Eventually, Sam decided to stay in the sport by coaching Alise. "Once he was able to say, 'You know what? I'm willing to be a part of this again,' that just gave me this new inspiration and motivation," she says. "It just made everything feel right again."

Such an arrangement could emphasize the dangers of racing, but according to Alise, it doesn't. "You don't ever want to race with that fear in your head," she says, "and he can't ever coach me with that fear in his head. We call it 'hesitation devastation.' I guess we say it more jokingly than anything because, at the end of the day, we don't really ... I don't want to say we don't address crashing, but it's not ever the plan."

When she competes, Alise has a set warmup routine and a preferred way to tackle certain elements on the course but no mantras or lucky pendants she relies on. Instead, she defers to mental training, which diverts her brain away from any fear. "Being able to focus on my breathing or my line or where I want to be positioned on my bike -- all those physical or tactical things keep you distracted from your mind wandering to places it doesn't need to," she says.

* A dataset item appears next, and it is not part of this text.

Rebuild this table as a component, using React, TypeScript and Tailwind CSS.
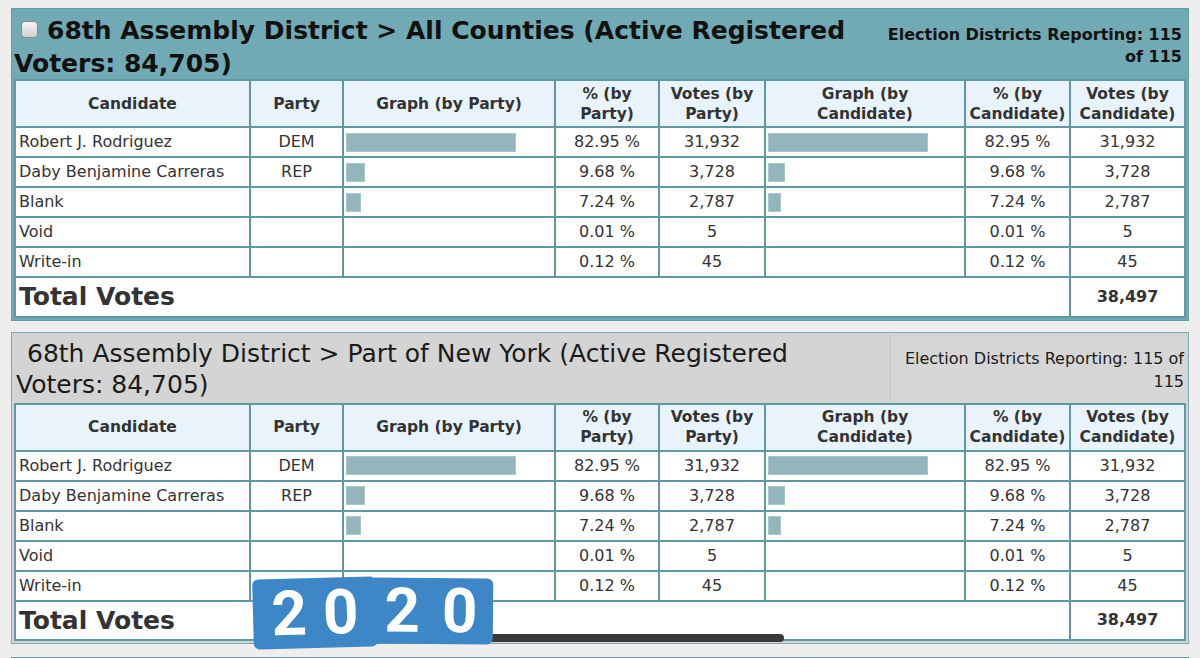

Now, nearly three years after Sam's accident, Alise is eyeing gold at next week's world championships -- and next year at the Olympics in Tokyo. She knows that crashing is an inevitable part of her sport, but that it's also so much more than that. "I don't want to just highlight that we crash," she says. "To the naked eye, it might look like a crapshoot, but we're trained to read situations really fast. So yes, things can go wrong very quickly, but you can also make a decision, and then things go right really quickly. It's just an extremely fast-paced sport."